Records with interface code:
━━━━━━━━━━

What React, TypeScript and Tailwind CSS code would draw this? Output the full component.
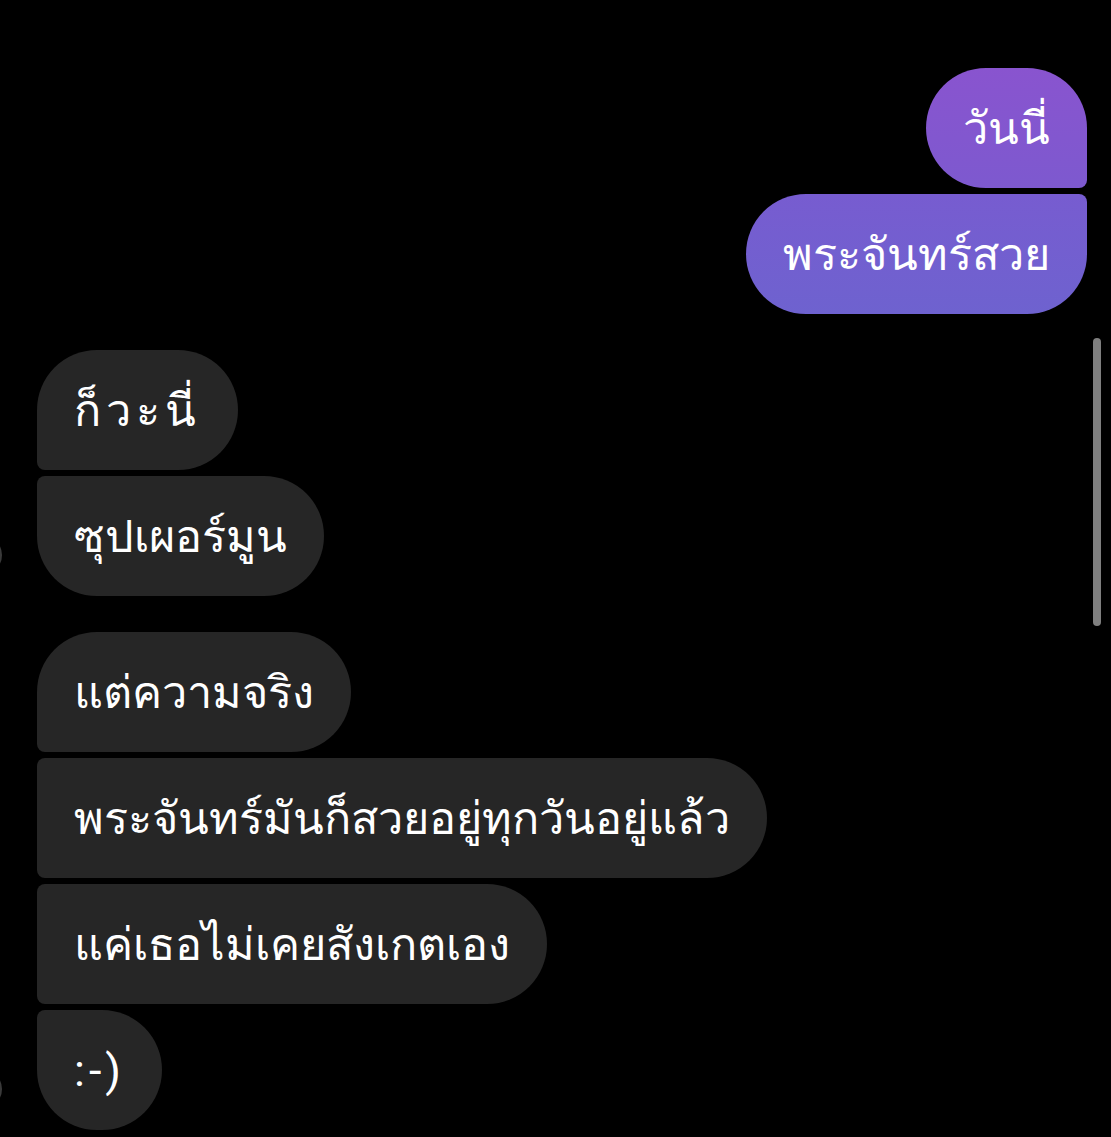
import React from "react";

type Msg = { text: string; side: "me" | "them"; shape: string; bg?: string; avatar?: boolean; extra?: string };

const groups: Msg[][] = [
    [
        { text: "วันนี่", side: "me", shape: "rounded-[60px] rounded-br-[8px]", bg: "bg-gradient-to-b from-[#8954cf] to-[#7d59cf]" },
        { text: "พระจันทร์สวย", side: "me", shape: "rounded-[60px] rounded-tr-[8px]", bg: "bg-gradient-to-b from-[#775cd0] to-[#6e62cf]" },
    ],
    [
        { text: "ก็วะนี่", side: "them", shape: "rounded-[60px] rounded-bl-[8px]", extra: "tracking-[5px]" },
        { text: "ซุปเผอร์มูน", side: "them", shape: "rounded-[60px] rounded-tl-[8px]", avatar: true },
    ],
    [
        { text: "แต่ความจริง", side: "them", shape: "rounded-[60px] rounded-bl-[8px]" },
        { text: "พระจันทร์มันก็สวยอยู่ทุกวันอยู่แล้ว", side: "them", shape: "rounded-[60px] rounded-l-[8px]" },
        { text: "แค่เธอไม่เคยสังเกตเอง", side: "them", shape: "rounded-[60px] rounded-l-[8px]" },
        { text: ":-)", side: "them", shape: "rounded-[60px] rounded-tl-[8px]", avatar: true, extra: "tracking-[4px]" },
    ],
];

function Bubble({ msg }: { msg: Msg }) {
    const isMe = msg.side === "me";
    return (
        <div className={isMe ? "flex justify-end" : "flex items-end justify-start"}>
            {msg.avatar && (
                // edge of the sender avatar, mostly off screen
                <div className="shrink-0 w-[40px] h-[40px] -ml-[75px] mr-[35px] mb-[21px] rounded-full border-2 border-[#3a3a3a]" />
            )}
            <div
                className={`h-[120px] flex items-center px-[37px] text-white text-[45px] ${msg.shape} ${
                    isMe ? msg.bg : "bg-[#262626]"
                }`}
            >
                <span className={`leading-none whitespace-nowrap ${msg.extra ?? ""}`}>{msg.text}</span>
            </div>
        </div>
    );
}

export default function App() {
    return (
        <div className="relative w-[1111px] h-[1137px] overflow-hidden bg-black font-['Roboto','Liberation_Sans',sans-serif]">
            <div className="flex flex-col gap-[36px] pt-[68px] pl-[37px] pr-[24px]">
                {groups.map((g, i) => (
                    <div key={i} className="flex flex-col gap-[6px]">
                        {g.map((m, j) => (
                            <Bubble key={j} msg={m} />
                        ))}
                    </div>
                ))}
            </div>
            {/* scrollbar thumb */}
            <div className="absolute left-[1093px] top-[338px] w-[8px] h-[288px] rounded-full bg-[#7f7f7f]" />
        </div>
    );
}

━━━━━━━━━━

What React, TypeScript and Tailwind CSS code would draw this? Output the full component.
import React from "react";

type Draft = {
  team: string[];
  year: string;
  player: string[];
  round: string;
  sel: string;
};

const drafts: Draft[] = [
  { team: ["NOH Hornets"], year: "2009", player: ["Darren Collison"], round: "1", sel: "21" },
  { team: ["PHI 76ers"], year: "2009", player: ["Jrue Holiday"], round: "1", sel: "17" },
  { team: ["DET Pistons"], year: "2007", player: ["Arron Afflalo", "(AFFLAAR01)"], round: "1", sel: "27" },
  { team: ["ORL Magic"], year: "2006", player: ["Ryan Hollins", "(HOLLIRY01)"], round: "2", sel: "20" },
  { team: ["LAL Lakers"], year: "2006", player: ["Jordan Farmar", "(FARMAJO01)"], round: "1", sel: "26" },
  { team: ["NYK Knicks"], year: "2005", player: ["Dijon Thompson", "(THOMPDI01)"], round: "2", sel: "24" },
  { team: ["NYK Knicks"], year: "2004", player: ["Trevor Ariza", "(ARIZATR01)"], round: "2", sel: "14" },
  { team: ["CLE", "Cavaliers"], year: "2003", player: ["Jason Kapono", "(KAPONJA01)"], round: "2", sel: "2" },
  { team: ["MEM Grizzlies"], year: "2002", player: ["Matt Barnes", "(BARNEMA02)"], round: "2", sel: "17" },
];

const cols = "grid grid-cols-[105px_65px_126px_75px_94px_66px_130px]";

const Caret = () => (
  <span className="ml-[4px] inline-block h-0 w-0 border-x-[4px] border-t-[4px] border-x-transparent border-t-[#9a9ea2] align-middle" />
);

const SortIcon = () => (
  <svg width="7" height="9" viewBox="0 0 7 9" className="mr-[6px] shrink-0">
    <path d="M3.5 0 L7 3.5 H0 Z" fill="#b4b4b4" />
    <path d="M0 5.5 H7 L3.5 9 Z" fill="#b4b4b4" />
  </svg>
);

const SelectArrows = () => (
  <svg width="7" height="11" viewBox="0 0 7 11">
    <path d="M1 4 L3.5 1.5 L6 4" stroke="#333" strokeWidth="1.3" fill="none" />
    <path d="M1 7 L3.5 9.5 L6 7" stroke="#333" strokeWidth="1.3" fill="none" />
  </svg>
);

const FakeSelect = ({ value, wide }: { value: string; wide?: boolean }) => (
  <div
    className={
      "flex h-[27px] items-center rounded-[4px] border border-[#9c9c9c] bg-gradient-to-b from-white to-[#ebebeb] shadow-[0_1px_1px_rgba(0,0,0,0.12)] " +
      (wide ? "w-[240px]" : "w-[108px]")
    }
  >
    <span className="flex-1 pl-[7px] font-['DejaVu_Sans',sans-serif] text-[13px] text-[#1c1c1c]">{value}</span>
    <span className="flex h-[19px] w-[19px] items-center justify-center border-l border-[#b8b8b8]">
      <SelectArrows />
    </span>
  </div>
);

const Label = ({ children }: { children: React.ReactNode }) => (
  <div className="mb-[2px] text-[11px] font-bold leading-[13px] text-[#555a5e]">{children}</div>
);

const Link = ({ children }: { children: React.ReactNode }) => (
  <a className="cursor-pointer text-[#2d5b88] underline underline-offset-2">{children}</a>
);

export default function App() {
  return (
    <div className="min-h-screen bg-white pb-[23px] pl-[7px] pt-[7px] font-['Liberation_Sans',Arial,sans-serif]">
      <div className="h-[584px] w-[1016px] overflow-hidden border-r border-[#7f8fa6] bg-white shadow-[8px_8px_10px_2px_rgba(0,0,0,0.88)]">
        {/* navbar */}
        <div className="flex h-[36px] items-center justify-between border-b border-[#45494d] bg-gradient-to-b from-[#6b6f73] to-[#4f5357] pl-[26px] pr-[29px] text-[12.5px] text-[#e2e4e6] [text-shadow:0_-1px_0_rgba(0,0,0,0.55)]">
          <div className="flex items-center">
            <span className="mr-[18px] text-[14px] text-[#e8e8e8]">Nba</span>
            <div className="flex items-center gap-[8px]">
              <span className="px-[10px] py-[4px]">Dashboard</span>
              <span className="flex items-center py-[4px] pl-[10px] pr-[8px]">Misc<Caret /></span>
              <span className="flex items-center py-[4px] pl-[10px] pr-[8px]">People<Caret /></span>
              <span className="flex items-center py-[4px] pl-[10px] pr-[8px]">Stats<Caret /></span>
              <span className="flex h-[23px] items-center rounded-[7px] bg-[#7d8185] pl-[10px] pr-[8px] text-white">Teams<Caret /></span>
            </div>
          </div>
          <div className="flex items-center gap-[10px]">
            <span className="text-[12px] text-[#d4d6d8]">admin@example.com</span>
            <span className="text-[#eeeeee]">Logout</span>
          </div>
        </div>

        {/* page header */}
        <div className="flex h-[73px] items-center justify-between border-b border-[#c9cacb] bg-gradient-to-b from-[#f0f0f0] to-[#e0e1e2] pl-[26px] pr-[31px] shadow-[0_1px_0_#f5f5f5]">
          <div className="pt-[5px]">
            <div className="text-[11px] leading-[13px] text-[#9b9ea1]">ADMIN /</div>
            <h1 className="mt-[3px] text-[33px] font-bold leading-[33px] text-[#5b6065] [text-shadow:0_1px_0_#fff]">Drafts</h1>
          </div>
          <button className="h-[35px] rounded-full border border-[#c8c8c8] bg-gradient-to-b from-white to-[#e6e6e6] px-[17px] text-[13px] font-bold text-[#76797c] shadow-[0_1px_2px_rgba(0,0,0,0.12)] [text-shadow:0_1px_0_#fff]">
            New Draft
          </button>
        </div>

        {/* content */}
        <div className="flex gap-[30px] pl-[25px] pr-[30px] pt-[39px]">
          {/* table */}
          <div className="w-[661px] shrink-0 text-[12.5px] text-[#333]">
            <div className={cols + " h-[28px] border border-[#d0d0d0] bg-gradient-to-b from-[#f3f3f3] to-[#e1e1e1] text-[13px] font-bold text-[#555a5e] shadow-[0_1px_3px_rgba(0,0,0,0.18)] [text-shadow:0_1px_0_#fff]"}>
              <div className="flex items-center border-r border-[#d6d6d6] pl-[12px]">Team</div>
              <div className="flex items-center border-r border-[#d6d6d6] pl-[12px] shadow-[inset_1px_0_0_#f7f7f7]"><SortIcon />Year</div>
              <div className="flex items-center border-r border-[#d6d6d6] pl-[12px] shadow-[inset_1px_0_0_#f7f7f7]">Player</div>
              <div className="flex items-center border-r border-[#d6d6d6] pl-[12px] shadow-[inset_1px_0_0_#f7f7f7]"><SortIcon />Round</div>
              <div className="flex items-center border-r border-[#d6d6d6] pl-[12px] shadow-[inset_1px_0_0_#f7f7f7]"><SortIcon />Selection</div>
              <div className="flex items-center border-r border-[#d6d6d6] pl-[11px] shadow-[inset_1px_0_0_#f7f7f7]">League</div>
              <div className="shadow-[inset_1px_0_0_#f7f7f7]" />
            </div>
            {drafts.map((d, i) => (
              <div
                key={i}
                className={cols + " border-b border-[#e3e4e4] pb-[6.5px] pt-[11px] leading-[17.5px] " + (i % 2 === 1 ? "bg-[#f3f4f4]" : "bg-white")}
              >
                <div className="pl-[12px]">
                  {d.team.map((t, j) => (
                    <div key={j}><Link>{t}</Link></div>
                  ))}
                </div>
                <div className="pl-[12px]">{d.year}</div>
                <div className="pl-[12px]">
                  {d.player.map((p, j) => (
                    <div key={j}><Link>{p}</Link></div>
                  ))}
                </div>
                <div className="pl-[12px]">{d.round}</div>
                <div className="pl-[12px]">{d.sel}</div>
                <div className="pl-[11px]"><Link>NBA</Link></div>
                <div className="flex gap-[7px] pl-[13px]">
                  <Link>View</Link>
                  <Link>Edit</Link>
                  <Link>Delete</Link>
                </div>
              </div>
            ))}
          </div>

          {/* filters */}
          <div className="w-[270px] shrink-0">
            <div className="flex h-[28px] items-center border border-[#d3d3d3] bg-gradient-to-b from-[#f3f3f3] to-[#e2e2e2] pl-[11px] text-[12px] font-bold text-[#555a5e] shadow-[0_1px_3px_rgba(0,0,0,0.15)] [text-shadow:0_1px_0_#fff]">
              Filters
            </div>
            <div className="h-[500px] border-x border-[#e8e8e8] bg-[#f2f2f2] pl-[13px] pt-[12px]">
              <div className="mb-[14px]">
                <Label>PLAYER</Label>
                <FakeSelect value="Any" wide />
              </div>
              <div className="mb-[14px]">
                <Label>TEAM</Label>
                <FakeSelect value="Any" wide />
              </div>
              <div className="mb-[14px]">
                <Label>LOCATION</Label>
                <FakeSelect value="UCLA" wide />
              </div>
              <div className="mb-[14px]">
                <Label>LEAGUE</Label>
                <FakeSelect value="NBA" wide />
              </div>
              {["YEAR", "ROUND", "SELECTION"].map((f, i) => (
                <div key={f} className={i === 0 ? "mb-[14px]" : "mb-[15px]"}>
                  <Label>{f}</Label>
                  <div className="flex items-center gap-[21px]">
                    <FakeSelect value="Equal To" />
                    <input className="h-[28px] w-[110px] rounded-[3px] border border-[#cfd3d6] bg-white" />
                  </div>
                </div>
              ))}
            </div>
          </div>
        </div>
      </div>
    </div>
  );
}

━━━━━━━━━━

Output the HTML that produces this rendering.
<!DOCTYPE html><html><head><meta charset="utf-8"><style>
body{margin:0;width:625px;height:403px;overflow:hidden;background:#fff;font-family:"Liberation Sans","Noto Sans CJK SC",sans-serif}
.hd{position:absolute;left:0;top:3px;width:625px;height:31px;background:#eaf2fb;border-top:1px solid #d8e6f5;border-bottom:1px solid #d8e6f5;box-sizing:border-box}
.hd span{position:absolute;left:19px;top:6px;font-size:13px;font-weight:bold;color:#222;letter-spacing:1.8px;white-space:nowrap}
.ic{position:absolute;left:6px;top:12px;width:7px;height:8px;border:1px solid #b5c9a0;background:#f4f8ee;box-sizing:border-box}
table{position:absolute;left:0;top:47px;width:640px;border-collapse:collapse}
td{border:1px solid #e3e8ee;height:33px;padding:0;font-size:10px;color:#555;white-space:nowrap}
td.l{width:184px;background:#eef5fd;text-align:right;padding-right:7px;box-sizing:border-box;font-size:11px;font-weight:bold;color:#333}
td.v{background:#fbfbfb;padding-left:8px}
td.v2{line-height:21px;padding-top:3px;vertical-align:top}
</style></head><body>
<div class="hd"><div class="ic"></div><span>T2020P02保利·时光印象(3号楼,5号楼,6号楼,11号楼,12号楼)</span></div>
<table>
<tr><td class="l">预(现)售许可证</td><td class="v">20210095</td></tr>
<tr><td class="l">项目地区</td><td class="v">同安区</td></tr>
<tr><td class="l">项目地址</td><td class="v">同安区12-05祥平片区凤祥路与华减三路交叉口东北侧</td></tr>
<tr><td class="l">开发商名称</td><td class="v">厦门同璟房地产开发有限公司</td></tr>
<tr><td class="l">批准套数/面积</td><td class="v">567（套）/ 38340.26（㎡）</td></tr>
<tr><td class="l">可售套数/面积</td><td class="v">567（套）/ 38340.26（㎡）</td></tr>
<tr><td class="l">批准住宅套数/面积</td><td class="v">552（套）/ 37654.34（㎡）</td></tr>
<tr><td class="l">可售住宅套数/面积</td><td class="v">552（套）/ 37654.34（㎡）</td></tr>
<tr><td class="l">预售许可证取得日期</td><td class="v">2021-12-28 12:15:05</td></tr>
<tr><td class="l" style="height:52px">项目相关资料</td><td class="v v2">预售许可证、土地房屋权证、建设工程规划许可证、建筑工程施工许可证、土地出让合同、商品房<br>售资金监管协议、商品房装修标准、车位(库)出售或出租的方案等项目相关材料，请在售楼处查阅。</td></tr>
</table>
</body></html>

━━━━━━━━━━

--- BRIEF ---
Search the entries for "full" and copy out each line that has it.

--- WRITTEN ANSWER ---
What React, TypeScript and Tailwind CSS code would draw this? Output the full component.
                <div className="shrink-0 w-[40px] h-[40px] -ml-[75px] mr-[35px] mb-[21px] rounded-full border-2 border-[#3a3a3a]" />
            <div className="absolute left-[1093px] top-[338px] w-[8px] h-[288px] rounded-full bg-[#7f7f7f]" />
What React, TypeScript and Tailwind CSS code would draw this? Output the full component.
          <button className="h-[35px] rounded-full border border-[#c8c8c8] bg-gradient-to-b from-white to-[#e6e6e6] px-[17px] text-[13px] font-bold text-[#76797c] shadow-[0_1px_2px_rgba(0,0,0,0.12)] [text-shadow:0_1px_0_#fff]">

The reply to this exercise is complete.